- **PROBLEM DETAILS**: Write every record out again exactly, and keep images out of it.

(Dataset excerpt)
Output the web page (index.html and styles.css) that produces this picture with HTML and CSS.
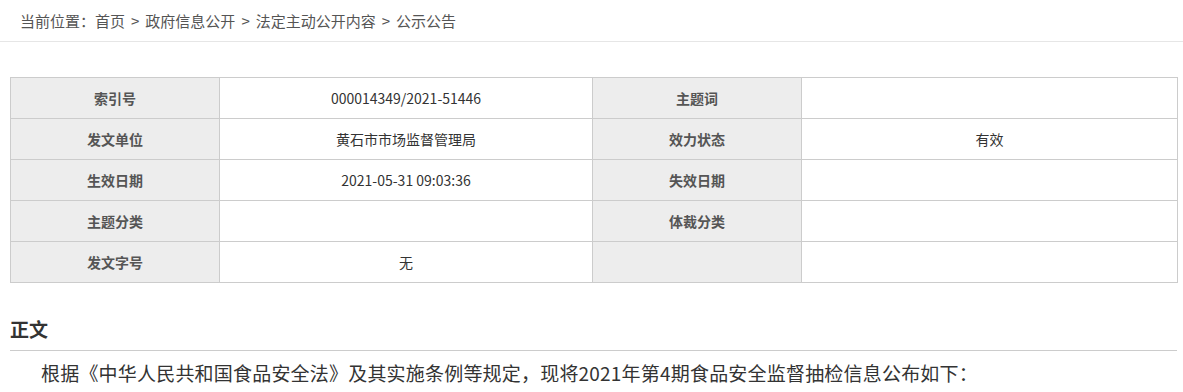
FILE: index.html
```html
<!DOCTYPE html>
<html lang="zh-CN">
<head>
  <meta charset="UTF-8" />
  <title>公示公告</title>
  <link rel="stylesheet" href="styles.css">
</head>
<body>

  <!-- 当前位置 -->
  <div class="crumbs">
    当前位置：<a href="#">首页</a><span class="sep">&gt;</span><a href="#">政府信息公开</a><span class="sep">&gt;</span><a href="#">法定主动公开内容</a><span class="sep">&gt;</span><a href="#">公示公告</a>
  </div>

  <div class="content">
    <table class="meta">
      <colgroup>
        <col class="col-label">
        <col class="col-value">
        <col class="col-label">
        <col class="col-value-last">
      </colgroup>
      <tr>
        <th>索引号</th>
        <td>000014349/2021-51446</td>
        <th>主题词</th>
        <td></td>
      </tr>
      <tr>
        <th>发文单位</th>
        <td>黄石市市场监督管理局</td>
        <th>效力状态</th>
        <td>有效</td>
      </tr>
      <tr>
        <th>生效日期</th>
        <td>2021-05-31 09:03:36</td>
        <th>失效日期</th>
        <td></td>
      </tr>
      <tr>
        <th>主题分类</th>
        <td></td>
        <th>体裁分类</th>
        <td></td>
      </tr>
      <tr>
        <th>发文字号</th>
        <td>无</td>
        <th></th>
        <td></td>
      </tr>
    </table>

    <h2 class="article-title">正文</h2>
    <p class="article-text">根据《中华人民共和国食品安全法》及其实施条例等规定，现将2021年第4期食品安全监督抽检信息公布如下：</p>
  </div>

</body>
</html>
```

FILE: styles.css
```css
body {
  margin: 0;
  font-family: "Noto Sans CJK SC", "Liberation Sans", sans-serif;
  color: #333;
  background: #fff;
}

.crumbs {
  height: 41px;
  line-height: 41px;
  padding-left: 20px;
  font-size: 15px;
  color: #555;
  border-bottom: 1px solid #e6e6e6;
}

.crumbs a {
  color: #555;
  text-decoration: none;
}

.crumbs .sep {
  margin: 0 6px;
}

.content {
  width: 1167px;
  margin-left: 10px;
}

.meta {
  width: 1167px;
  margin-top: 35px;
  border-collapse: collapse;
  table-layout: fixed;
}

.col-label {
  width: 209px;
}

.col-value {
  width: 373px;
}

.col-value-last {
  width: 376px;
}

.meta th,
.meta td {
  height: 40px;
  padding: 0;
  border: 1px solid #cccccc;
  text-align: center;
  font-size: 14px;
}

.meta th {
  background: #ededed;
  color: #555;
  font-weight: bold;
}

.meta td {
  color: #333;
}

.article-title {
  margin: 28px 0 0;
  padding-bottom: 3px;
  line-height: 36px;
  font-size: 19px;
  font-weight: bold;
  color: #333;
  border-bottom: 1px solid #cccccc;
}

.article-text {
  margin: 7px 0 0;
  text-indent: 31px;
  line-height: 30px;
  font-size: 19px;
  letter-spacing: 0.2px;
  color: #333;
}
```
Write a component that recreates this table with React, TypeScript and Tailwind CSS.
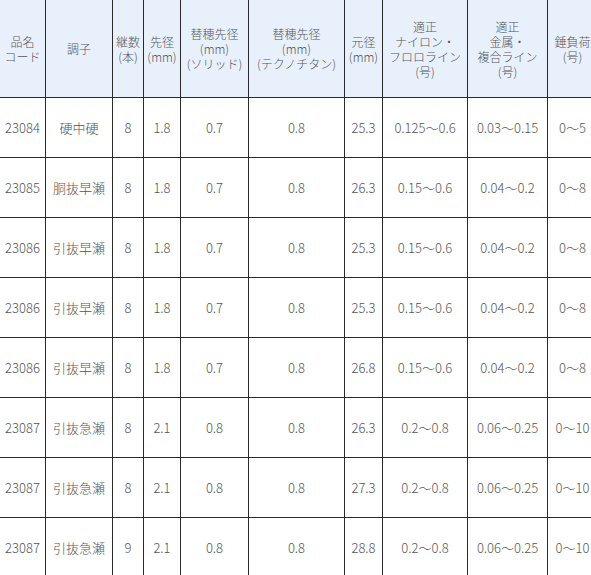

- **RESPONSE**:
Output the web page (index.html and styles.css) that produces this picture with HTML and CSS.
FILE: index.html
```html
<!DOCTYPE html>
<html lang="zh-CN">
<head>
  <meta charset="UTF-8" />
  <title>公示公告</title>
  <link rel="stylesheet" href="styles.css">
</head>
<body>

  <!-- 当前位置 -->
  <div class="crumbs">
    当前位置：<a href="#">首页</a><span class="sep">&gt;</span><a href="#">政府信息公开</a><span class="sep">&gt;</span><a href="#">法定主动公开内容</a><span class="sep">&gt;</span><a href="#">公示公告</a>
  </div>

  <div class="content">
    <table class="meta">
      <colgroup>
        <col class="col-label">
        <col class="col-value">
        <col class="col-label">
        <col class="col-value-last">
      </colgroup>
      <tr>
        <th>索引号</th>
        <td>000014349/2021-51446</td>
        <th>主题词</th>
        <td></td>
      </tr>
      <tr>
        <th>发文单位</th>
        <td>黄石市市场监督管理局</td>
        <th>效力状态</th>
        <td>有效</td>
      </tr>
      <tr>
        <th>生效日期</th>
        <td>2021-05-31 09:03:36</td>
        <th>失效日期</th>
        <td></td>
      </tr>
      <tr>
        <th>主题分类</th>
        <td></td>
        <th>体裁分类</th>
        <td></td>
      </tr>
      <tr>
        <th>发文字号</th>
        <td>无</td>
        <th></th>
        <td></td>
      </tr>
    </table>

    <h2 class="article-title">正文</h2>
    <p class="article-text">根据《中华人民共和国食品安全法》及其实施条例等规定，现将2021年第4期食品安全监督抽检信息公布如下：</p>
  </div>

</body>
</html>
```

FILE: styles.css
```css
body {
  margin: 0;
  font-family: "Noto Sans CJK SC", "Liberation Sans", sans-serif;
  color: #333;
  background: #fff;
}

.crumbs {
  height: 41px;
  line-height: 41px;
  padding-left: 20px;
  font-size: 15px;
  color: #555;
  border-bottom: 1px solid #e6e6e6;
}

.crumbs a {
  color: #555;
  text-decoration: none;
}

.crumbs .sep {
  margin: 0 6px;
}

.content {
  width: 1167px;
  margin-left: 10px;
}

.meta {
  width: 1167px;
  margin-top: 35px;
  border-collapse: collapse;
  table-layout: fixed;
}

.col-label {
  width: 209px;
}

.col-value {
  width: 373px;
}

.col-value-last {
  width: 376px;
}

.meta th,
.meta td {
  height: 40px;
  padding: 0;
  border: 1px solid #cccccc;
  text-align: center;
  font-size: 14px;
}

.meta th {
  background: #ededed;
  color: #555;
  font-weight: bold;
}

.meta td {
  color: #333;
}

.article-title {
  margin: 28px 0 0;
  padding-bottom: 3px;
  line-height: 36px;
  font-size: 19px;
  font-weight: bold;
  color: #333;
  border-bottom: 1px solid #cccccc;
}

.article-text {
  margin: 7px 0 0;
  text-indent: 31px;
  line-height: 30px;
  font-size: 19px;
  letter-spacing: 0.2px;
  color: #333;
}
```
Write a component that recreates this table with React, TypeScript and Tailwind CSS.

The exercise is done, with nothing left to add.